The omnipresence of Putin in the campaign has also demonstrated, both to a Russian and American audience, that Russia cannot be dismissed after the votes for president are counted.
“How can it be a regional power if it was the central topic of the third debate?” Sergei Markov, who runs a pro-Kremlin think tank, told Foreign Policy columnist Julia Ioffe.
Not everyone is equally impressed with the success of Russia’s active measures campaign. In seeking to disrupt the American elections, Putin may not have thought ahead to what comes next.
“In the short term, Putin has certainly achieved what he set out to do, primarily in creating problems for Clinton,” Galeotti said. “But as ever I feel Putin misunderstands and under-estimates democratic systems, and did not think through the longer-term implications.”

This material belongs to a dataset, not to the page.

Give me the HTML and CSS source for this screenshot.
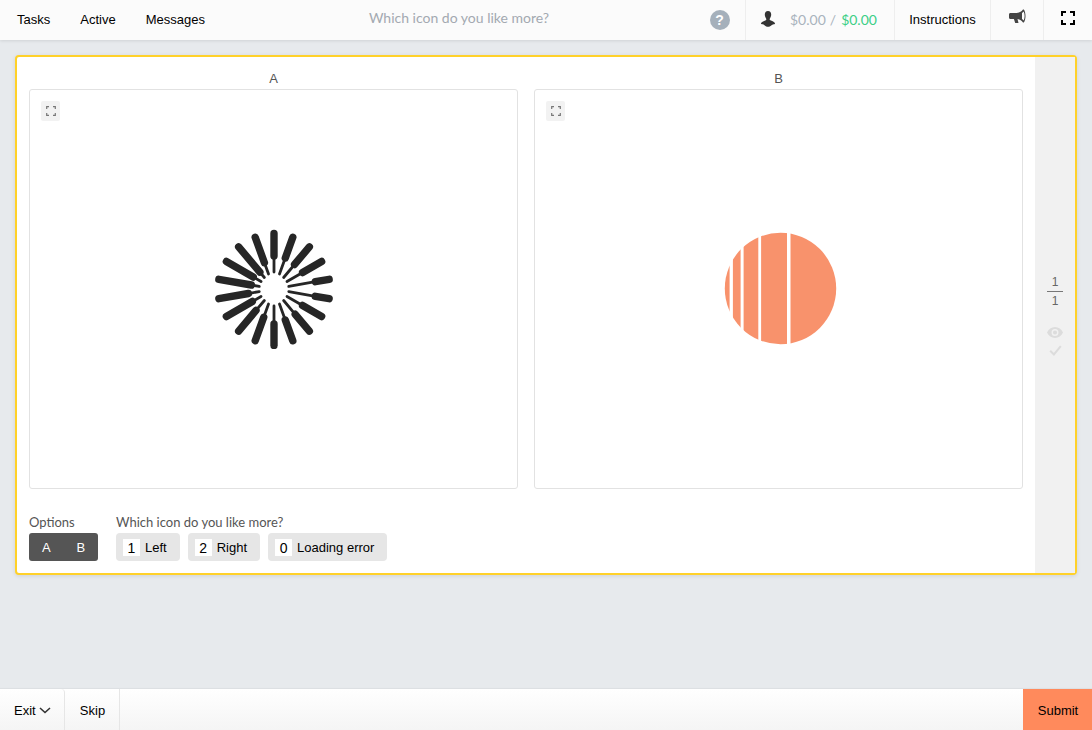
FILE: index.html
```html
<!DOCTYPE html>
<html lang="en">
<head>
<meta charset="utf-8">
<title>Which icon do you like more?</title>
<link rel="stylesheet" href="styles.css">
</head>
<body>
<header class="topbar">
  <nav class="nav">
    <a class="nav-link">Tasks</a>
    <a class="nav-link">Active</a>
    <a class="nav-link">Messages</a>
  </nav>
  <div class="prompt">Which icon do you like more?</div>
  <div class="help"><span class="help-badge">?</span></div>
  <div class="wallet">
    <svg class="user-icon" viewBox="0 0 16 16" width="16" height="16"><path d="M8 0C5.800 0 4.800 1.600 4.800 3.600c0 1.700.7 3.200 1.400 4.200.2.300.2.800-.1 1.100-1 .7-3.600 1.300-4.600 2.600-.3.400-.5.900-.6 1.400 1.700.2 2.900.7 3.900 1.500.8.600 2 1.300 3.200 1.300s2.400-.7 3.200-1.300c1-.8 2.200-1.300 3.900-1.500-.1-.5-.3-1-.6-1.400-1-1.300-3.600-1.900-4.600-2.600-.3-.3-.3-.8-.1-1.100.7-1 1.400-2.500 1.400-4.200C11.200 1.600 10.200 0 8 0z"/></svg>
    <span class="earned">$0.00</span><span class="slash">/</span><span class="balance">$0.00</span>
  </div>
  <a class="instructions">Instructions</a>
  <div class="bar-icon">
    <svg viewBox="0 0 17 16" width="17" height="16"><path d="M0 5.500C0 4.700.6 4 1.400 4H7c3 0 5.500-1.500 7-3.500h.8c1.200 1.500 1.700 4.200 1.700 6.500s-.5 5-1.700 6.500H14c-1.200-1.700-3-3-5.500-3.400l1 3.900H6.200L4.900 10H1.400C.6 10 0 9.300 0 8.500z"/><path class="mega-cut" d="M14.700 2.500c-.5.600-1 1.100-1.700 1.600v5.800c.7.500 1.200 1 1.700 1.600.6-1.300.9-3 .9-4.500s-.3-3.200-.9-4.500z"/></svg>
  </div>
  <div class="bar-icon bar-full">
    <svg viewBox="0 0 14 14" width="14" height="14"><path class="corners" d="M1 5V1h4M9 1h4v4M13 9v4H9M5 13H1V9"/></svg>
  </div>
</header>

<main class="workspace">
  <section class="card">
    <div class="content">
      <div class="panels">
        <figure class="panel">
          <figcaption class="panel-title">A</figcaption>
          <div class="frame">
            <button class="zoom-btn"><svg viewBox="0 0 10 10" width="10" height="10"><path class="zoom-corners" d="M.7 3V.7H3M7 .7h2.300V3M9.300 7v2.300H7M3 9.300H.7V7"/></svg></button>
            <svg class="burst" viewBox="-60 -60 120 120" width="120" height="120">
              <g transform="rotate(0)"><line class="thin" y1="-17" y2="-33"/><line class="thick" y1="-33" y2="-55.500"/></g>
              <g transform="rotate(20)"><line class="thin" y1="-16" y2="-33"/><line class="thick" y1="-33" y2="-55"/></g>
              <g transform="rotate(40)"><line class="thin" y1="-15" y2="-32"/><line class="thick" y1="-32" y2="-55"/></g>
              <g transform="rotate(60)"><line class="thin" y1="-15" y2="-33"/><line class="thick" y1="-33" y2="-55"/></g>
              <g transform="rotate(80)"><line class="thin" y1="-15" y2="-42"/><line class="thick" y1="-42" y2="-56"/></g>
              <g transform="rotate(100)"><line class="thin" y1="-15" y2="-42"/><line class="thick" y1="-42" y2="-56"/></g>
              <g transform="rotate(120)"><line class="thin" y1="-15" y2="-33"/><line class="thick" y1="-33" y2="-55"/></g>
              <g transform="rotate(140)"><line class="thin" y1="-15" y2="-33"/><line class="thick" y1="-33" y2="-55"/></g>
              <g transform="rotate(160)"><line class="thin" y1="-16" y2="-33"/><line class="thick" y1="-33" y2="-55"/></g>
              <g transform="rotate(180)"><line class="thin" y1="-17" y2="-35"/><line class="thick" y1="-35" y2="-56.500"/></g>
              <g transform="rotate(200)"><line class="thin" y1="-16" y2="-30"/><line class="thick" y1="-30" y2="-55"/></g>
              <g transform="rotate(220)"><line class="thin" y1="-15" y2="-28"/><line class="thick" y1="-28" y2="-55"/></g>
              <g transform="rotate(240)"><line class="thin" y1="-15" y2="-25"/><line class="thick" y1="-25" y2="-55"/></g>
              <g transform="rotate(260)"><line class="thin" y1="-15" y2="-26"/><line class="thick" y1="-26" y2="-56"/></g>
              <g transform="rotate(280)"><line class="thin" y1="-15" y2="-23"/><line class="thick" y1="-23" y2="-56"/></g>
              <g transform="rotate(300)"><line class="thin" y1="-15" y2="-24"/><line class="thick" y1="-24" y2="-55"/></g>
              <g transform="rotate(320)"><line class="thin" y1="-15" y2="-22"/><line class="thick" y1="-22" y2="-55"/></g>
              <g transform="rotate(340)"><line class="thin" y1="-16" y2="-28"/><line class="thick" y1="-28" y2="-55"/></g>
            </svg>
          </div>
        </figure>
        <figure class="panel">
          <figcaption class="panel-title">B</figcaption>
          <div class="frame">
            <button class="zoom-btn"><svg viewBox="0 0 10 10" width="10" height="10"><path class="zoom-corners" d="M.7 3V.7H3M7 .7h2.300V3M9.300 7v2.300H7M3 9.300H.7V7"/></svg></button>
            <svg class="stripes" viewBox="0 0 120 120" width="120" height="120">
              <circle class="disc" cx="61.500" cy="59.500" r="55.700"/>
              <rect class="gap" x="68" y="0" width="3.500" height="120"/>
              <rect class="gap" x="39.300" y="0" width="2.800" height="120"/>
              <rect class="gap" x="21.600" y="0" width="3" height="120"/>
              <rect class="gap" x="10.600" y="0" width="3.300" height="120"/>
            </svg>
          </div>
        </figure>
      </div>
      <div class="controls">
        <div class="group">
          <div class="group-label">Options</div>
          <div class="switch"><span class="switch-item">A</span><span class="switch-item">B</span></div>
        </div>
        <div class="group">
          <div class="group-label">Which icon do you like more?</div>
          <div class="answers">
            <button class="answer"><span class="key">1</span>Left</button>
            <button class="answer"><span class="key">2</span>Right</button>
            <button class="answer"><span class="key">0</span>Loading error</button>
          </div>
        </div>
      </div>
    </div>
    <aside class="side">
      <div class="fraction"><span class="num">1</span><span class="den">1</span></div>
      <svg class="eye" viewBox="0 0 16 11" width="16" height="11"><path fill-rule="evenodd" d="M8 0c3.500 0 6.500 2.200 8 5.500-1.500 3.300-4.500 5.500-8 5.500S1.500 8.800 0 5.500C1.500 2.200 4.500 0 8 0zm0 2a3.500 3.500 0 1 0 0 7 3.500 3.500 0 0 0 0-7zm0 1.500a2 2 0 1 1 0 4 2 2 0 0 1 0-4z"/></svg>
      <svg class="check" viewBox="0 0 13 11" width="13" height="11"><path d="M1.200 5.800l3.700 3.700 6.900-8.300"/></svg>
    </aside>
  </section>
</main>

<footer class="bottombar">
  <a class="exit">Exit<svg class="chev" viewBox="0 0 12 7" width="12" height="7"><path d="M1 1l5 4.500L11 1"/></svg></a>
  <a class="skip">Skip</a>
  <div class="spacer"></div>
  <button class="submit">Submit</button>
</footer>
</body>
</html>
```

FILE: styles.css
```css
* { box-sizing: border-box; }
html, body { height: 100%; }
body {
  margin: 0;
  display: flex;
  flex-direction: column;
  background: #e7eaed;
  color: #000;
  font: 13px/16px "Liberation Sans", Arial, sans-serif;
  overflow: hidden;
}
.topbar {
  flex: none;
  height: 40px;
  display: flex;
  align-items: stretch;
  background: #fbfbfb;
  box-shadow: 0 1px 3px rgba(0, 0, 0, .1);
}
.nav { display: flex; align-items: center; padding-left: 2px; width: 220px; }
.nav-link { padding: 0 15px; }
.prompt {
  flex: 1;
  text-align: center;
  font: 14px/36px Lato, sans-serif;
  color: #a3a9b1;
}
.help { width: 47px; display: flex; align-items: center; justify-content: center; padding-right: 4px; }
.help-badge {
  width: 20px;
  height: 20px;
  border-radius: 50%;
  background: #a5b0bb;
  color: #fff;
  font: bold 14px/20px "Liberation Sans", sans-serif;
  text-align: center;
}
.wallet {
  width: 149px;
  display: flex;
  align-items: center;
  padding-left: 14px;
  border-left: 1px solid #eee;
  font: 14px/16px Lato, sans-serif;
}
.user-icon { fill: #333; margin-right: 14px; margin-top: -3px; }
.earned { color: #a9b3bd; }
.slash { color: #a9b3bd; margin: 0 5px 0 4px; }
.balance { color: #3ccf86; }
.instructions {
  width: 96px;
  display: flex;
  align-items: center;
  justify-content: center;
  border-left: 1px solid #eee;
}
.bar-icon {
  width: 53px;
  display: flex;
  align-items: center;
  justify-content: center;
  border-left: 1px solid #eee;
  padding-bottom: 7px;
  fill: #444;
}
.mega-cut { fill: #fbfbfb; }
.bar-full { width: 49px; padding: 0 0 5px 0; }
.corners { fill: none; stroke: #000; stroke-width: 2; }

.workspace { flex: 1; padding: 15px 15px 0; }
.card {
  height: 520px;
  display: flex;
  background: #fff;
  border: 2px solid #ffd129;
  border-radius: 4px;
  box-shadow: 0 1px 4px rgba(0, 0, 0, .1);
}
.content { flex: 1; padding: 12px 12px 0; min-width: 0; }
.panels { display: flex; gap: 16px; }
.panel { flex: 1; margin: 0; min-width: 0; }
.panel-title { height: 20px; font-size: 13px; line-height: 20px; text-align: center; color: #555; }
.frame {
  position: relative;
  height: 400px;
  display: flex;
  align-items: center;
  justify-content: center;
  border: 1px solid #e2e2e2;
  border-radius: 3px;
}
.zoom-btn {
  position: absolute;
  top: 11px;
  left: 11px;
  width: 19px;
  height: 20px;
  padding: 0;
  display: flex;
  align-items: center;
  justify-content: center;
  background: #f2f2f2;
  border: 0;
  border-radius: 2px;
}
.zoom-corners { fill: none; stroke: #777; stroke-width: 1.200; }
.burst { flex: none; }
.thin { stroke: #262626; stroke-width: 2.800; stroke-linecap: round; }
.thick { stroke: #262626; stroke-width: 7.400; stroke-linecap: round; }
.disc { fill: #f8926c; }
.gap { fill: #fff; }
.controls { display: flex; gap: 18px; margin-top: 25px; }
.group-label {
  height: 19px;
  font: 13px/17px Lato, sans-serif;
  color: #555;
}
.switch {
  display: flex;
  height: 28px;
  background: #555;
  border-radius: 3px;
  color: #fff;
}
.switch-item { width: 34.500px; text-align: center; line-height: 29px; }
.answers { display: flex; gap: 8px; }
.answer {
  height: 28px;
  display: flex;
  align-items: center;
  padding: 1px 13px 0 7px;
  background: #e6e6e6;
  border: 0;
  border-radius: 4px;
  color: #000;
  font: inherit;
}
.key {
  width: 17px;
  height: 17px;
  margin: -1px 5px 0 0;
  background: #fff;
  font-size: 14px;
  line-height: 18px;
  text-align: center;
}
.side {
  flex: none;
  width: 40px;
  display: flex;
  flex-direction: column;
  align-items: center;
  background: #f1f1f1;
  padding-top: 217px;
}
.fraction { display: flex; flex-direction: column; align-items: center; width: 16px; color: #666; font-size: 12px; line-height: 16px; }
.num { border-bottom: 1px solid #777; width: 100%; text-align: center; padding-bottom: 1px; }
.den { padding-top: 1px; }
.eye { fill: #dcdcdc; margin-top: 18px; }
.check { fill: none; stroke: #dcdcdc; stroke-width: 2; margin-top: 7px; }

.bottombar {
  flex: none;
  height: 41px;
  display: flex;
  align-items: stretch;
  background: linear-gradient(#fff, #f5f5f5);
  box-shadow: 0 -1px 1px rgba(0, 0, 0, .04);
}
.exit {
  width: 65px;
  display: flex;
  align-items: center;
  padding: 2px 0 0 14px;
  border-right: 1px solid #e6e6e6;
  border-top-right-radius: 4px;
}
.chev { margin-left: 3px; fill: none; stroke: #333; stroke-width: 1.600; }
.skip {
  width: 55px;
  display: flex;
  align-items: center;
  justify-content: center;
  padding: 2px 0 0 1px;
  border-right: 1px solid #e6e6e6;
}
.spacer { flex: 1; }
.submit {
  width: 69px;
  padding: 2px 0 0 1px;
  background: #ff8a5c;
  border: 0;
  color: #000;
  font: inherit;
}
```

“Assuming Clinton wins,” Galeotti continued, “she is likely to be a far more hostile president than before, closer to the Clinton Putin imagined. Even if Trump wins, the national security establishment in DC with which he will have to work is certainly now convinced that the Putin regime is a clear and present danger not just to the international order but America’s democratic system.”
There’s no sign that the Russians will end their active measures campaign with the election on Tuesday. Indeed, they have plenty of incentives to continue. A President Clinton would enter office politically weakened by the Russian leaks as well as ongoing disclosures about her use of a private email system. And a President Trump could easily find himself on the receiving end of a Russian propaganda campaign should he turn on Putin.
The White House has promised that the U.S. will respond to the Russian hacks, though it’s not year clear what form that retaliation might take. Sanctions? Leaks of Russian government communications? A cyber attack on Russian computer systems?
Officials have said that any U.S. response will likely wait until after the election. Presuming Clinton is the victor, it will fall to her to help craft and ultimately enforce a strategy to deter Russian aggression in the future.
“Unless they pay an increasingly high price for this, they’ll continue to meddle the way they are,” Schiff said.